Picture him, dear reader: powdered wig askew, ink-stained fingers, eyes glittering with the manic glee of someone who knows he’s already been damned and is determined to make damnation art.  And when he finally died – December 2, 1814 – the world didn’t breathe easier so much as pretended not to notice.  Because to notice is to admit that the abyss he described is still there, yawning under our feet.  He argued that the ultimate liberty was the freedom to pursue one’s own pleasure, no matter the consequence, no matter the cost to others.  He posited a universe that was not merely indifferent but actively hostile, and the only sane response was to become an engine of pure, unadulterated will.

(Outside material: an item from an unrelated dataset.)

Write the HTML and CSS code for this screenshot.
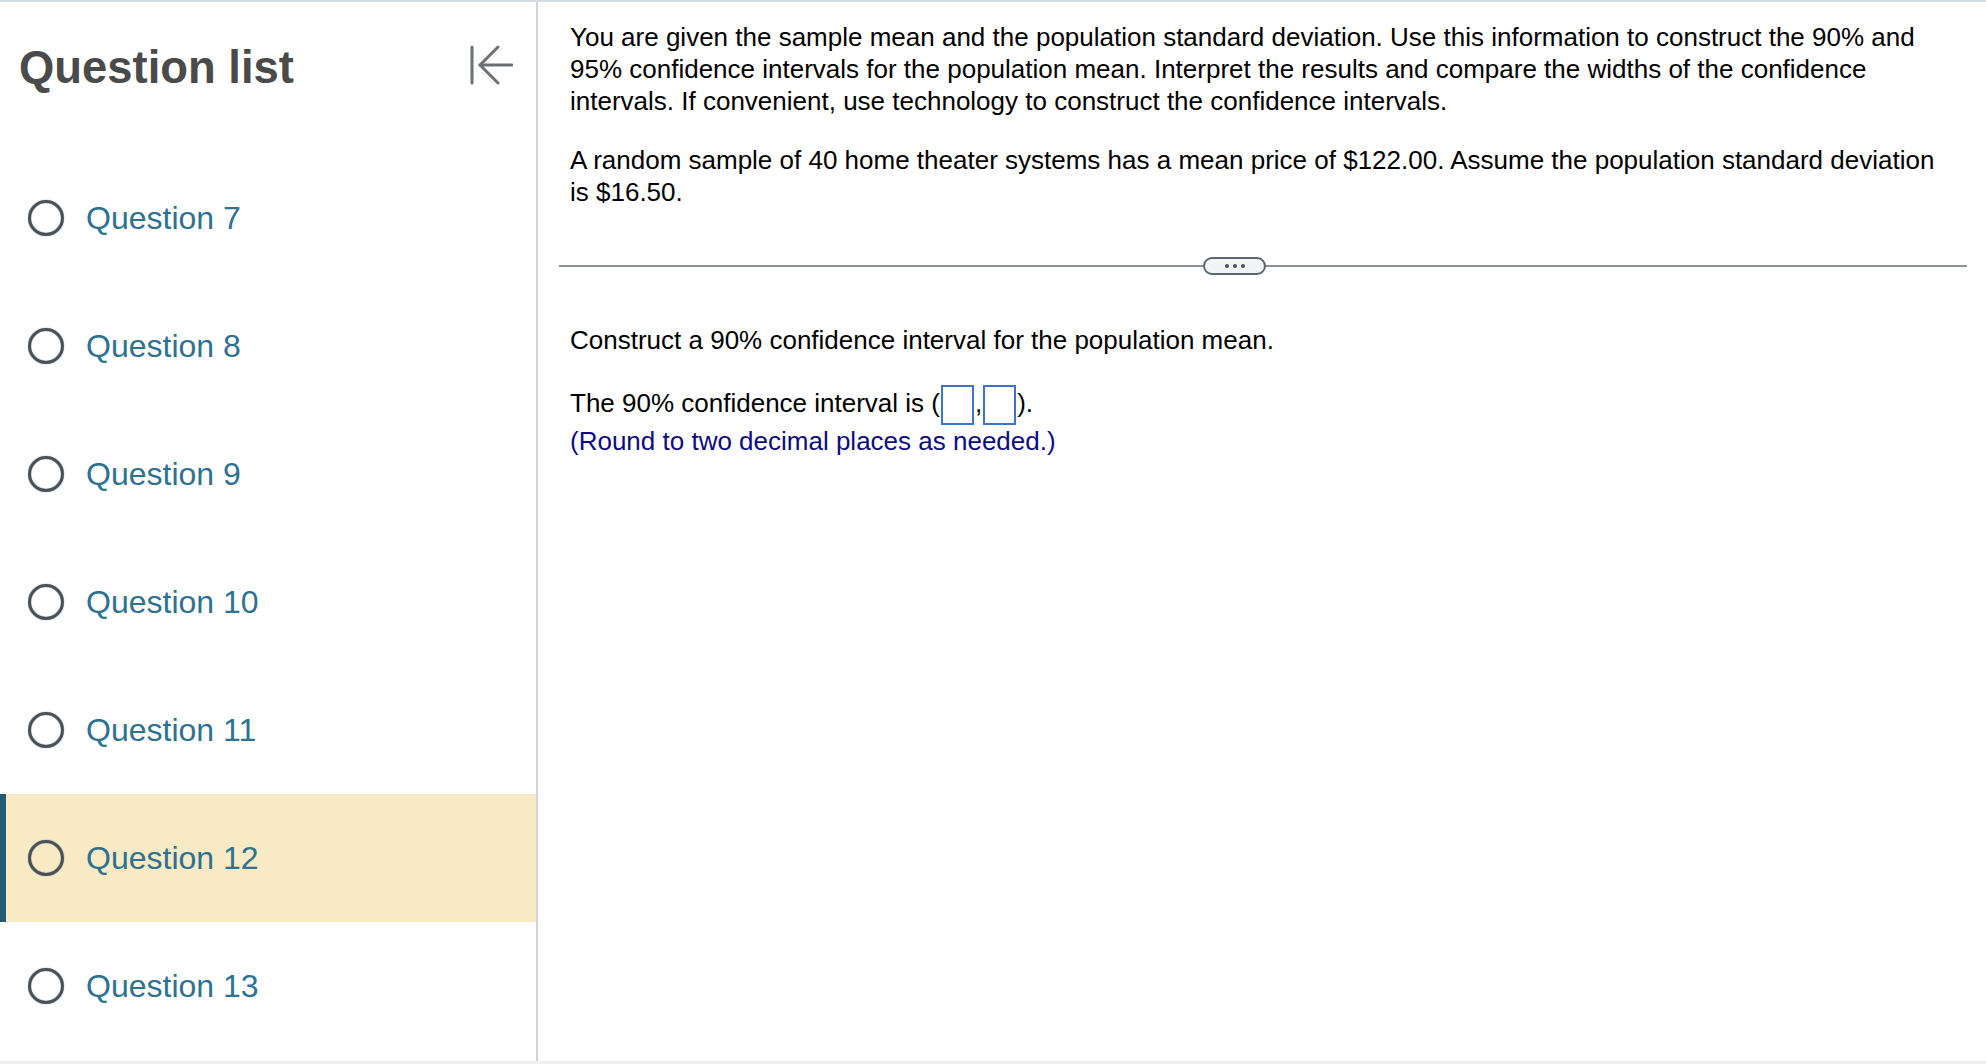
FILE: index.html
```html
<!DOCTYPE html>
<html lang="en">
<head>
<meta charset="utf-8">
<title>Question 12</title>
<link rel="stylesheet" href="styles.css">
</head>
<body>
<div class="topline"></div>
<div class="app">
  <aside class="sidebar">
    <div class="side-head">
      <h1 class="side-title">Question list</h1>
      <button class="collapse" aria-label="Collapse question list">
        <svg width="43" height="40" viewBox="0 0 43 40" fill="none" stroke="#6b7073" stroke-width="3" stroke-linecap="round" stroke-linejoin="round">
          <line x1="2" y1="2" x2="2" y2="38"/>
          <line x1="10" y1="20" x2="42" y2="20"/>
          <polyline points="28,2 10,20 28,38"/>
        </svg>
      </button>
    </div>
    <ul class="qlist">
      <li class="qitem"><span class="radio"></span><span class="qlabel">Question 7</span></li>
      <li class="qitem"><span class="radio"></span><span class="qlabel">Question 8</span></li>
      <li class="qitem"><span class="radio"></span><span class="qlabel">Question 9</span></li>
      <li class="qitem"><span class="radio"></span><span class="qlabel">Question 10</span></li>
      <li class="qitem"><span class="radio"></span><span class="qlabel">Question 11</span></li>
      <li class="qitem active"><span class="radio"></span><span class="qlabel">Question 12</span></li>
      <li class="qitem"><span class="radio"></span><span class="qlabel">Question 13</span></li>
    </ul>
  </aside>
  <main class="main">
    <div class="stem">
      <p class="para">You are given the sample mean and the population standard deviation. Use this information to construct the 90% and 95% confidence intervals for the population mean. Interpret the results and compare the widths of the confidence intervals. If convenient, use technology to construct the confidence intervals.</p>
      <p class="para">A random sample of 40 home theater systems has a mean price of $122.00. Assume the population standard deviation is $16.50.</p>
    </div>
    <div class="divider">
      <span class="rule rule-left"></span>
      <button class="more" aria-label="Show more"><span class="dot"></span><span class="dot"></span><span class="dot"></span></button>
      <span class="rule rule-right"></span>
    </div>
    <div class="answer">
      <p class="para prompt">Construct a 90% confidence interval for the population mean.</p>
      <p class="para ci">The 90% confidence interval is (<span class="box"></span>,<span class="box"></span>).</p>
      <p class="para note">(Round to two decimal places as needed.)</p>
    </div>
  </main>
</div>
<div class="bottomline"></div>
</body>
</html>
```

FILE: styles.css
```css
* { box-sizing: border-box; }
html, body { margin: 0; padding: 0; }
body {
  font-family: "Liberation Sans", Arial, sans-serif;
  background: #ffffff;
  color: #000;
  width: 1986px;
  height: 1064px;
  overflow: hidden;
}
.topline { height: 2px; background: #d6dae1; }
.app {
  display: flex;
  height: 1059px;
}
.sidebar {
  width: 538px;
  flex: 0 0 538px;
  border-right: 2px solid #d2d3df;
  display: flex;
  flex-direction: column;
}
.side-head {
  height: 152px;
  display: flex;
  justify-content: space-between;
  align-items: flex-start;
  padding: 39px 23px 0 19px;
}
.side-title {
  margin: 0;
  font-size: 45.4px;
  line-height: 53px;
  font-weight: 700;
  color: #4a4a4a;
}
.collapse {
  border: 0;
  background: transparent;
  padding: 0;
  margin-top: 4px;
  width: 43px;
  height: 40px;
  display: block;
}
.collapse svg { display: block; }
.qlist { list-style: none; margin: 0; padding: 0; }
.qitem {
  height: 128px;
  display: flex;
  align-items: center;
  padding-left: 28px;
  gap: 22px;
}
.qitem.active {
  background: #f7eac4;
  box-shadow: inset 6px 0 0 #235b74;
}
.radio {
  width: 36px;
  height: 36px;
  border-radius: 50%;
  border: 3.5px solid #48515a;
  box-shadow: 0 0 1px #48515a, inset 0 0 1px #48515a;
  flex: 0 0 36px;
}
.qlabel {
  font-size: 32px;
  color: #2e7191;
  line-height: 36px;
}
.main {
  flex: 1;
  padding: 19px 19px 0 21px;
}
.stem { padding-left: 11px; width: 1391px; }
.para {
  margin: 0;
  font-size: 26px;
  line-height: 32px;
}
.stem .para + .para { margin-top: 27px; }
.divider {
  display: flex;
  align-items: center;
  margin-top: 49px;
  height: 18px;
}
.rule { height: 2px; background: #8b9099; }
.rule-left { width: 644px; flex: 0 0 644px; }
.rule-right { flex: 1; }
.more {
  width: 63px;
  height: 18px;
  border: 2px solid #5b6670;
  border-radius: 9px;
  background: #f3f4f6;
  display: flex;
  align-items: center;
  justify-content: center;
  gap: 4px;
  padding: 0;
}
.dot { width: 4px; height: 4px; border-radius: 50%; background: #4a5058; }
.answer { padding-left: 11px; margin-top: 49px; }
.prompt { margin-bottom: 26px; }
.ci { line-height: 43px; }
.box {
  display: inline-block;
  width: 33px;
  height: 40px;
  border: 2px solid #3f72c9;
  vertical-align: middle;
  margin: 0 1px;
}
.note { color: #0c0c80; }
.bottomline { height: 3px; background: #efefef; }
```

And so, on this day in 1814, the engine finally sputtered out.  The great blasphemer fell silent.  He left behind a last will and testament that requested his body be left to rot in a forest, his grave unmarked, so that all trace of him would vanish from the memory of men.

Nice try, Marquis.

Because here we are, centuries down the line, and the shadow he cast is longer than ever.  His name is a household word and a psychological term.  His ideas, scrubbed clean and repackaged for academic consumption, bubble up in philosophy seminars and late-night dorm room debates about the nature of freedom.  The man who wanted to be forgotten is utterly unforgettable.  He’s the abyss that, when you stare into it, not only stares back but asks if you’ve got any good ideas for a Tuesday afternoon.

So pour one out for the old pervert.  If you need an entry-level ticket to the madhouse, I highly recommend you check out Quills (starring Geoffrey Rush in all his unhinged glory) – it’s as riotously entertaining as it is sharp.

He was a literary terrorist, dear reader.  And in the sanitized, terrified, and terminally boring landscape of our current moment, you have to admit: there was a certain horrifying magnificence to his ride.  He went all the way.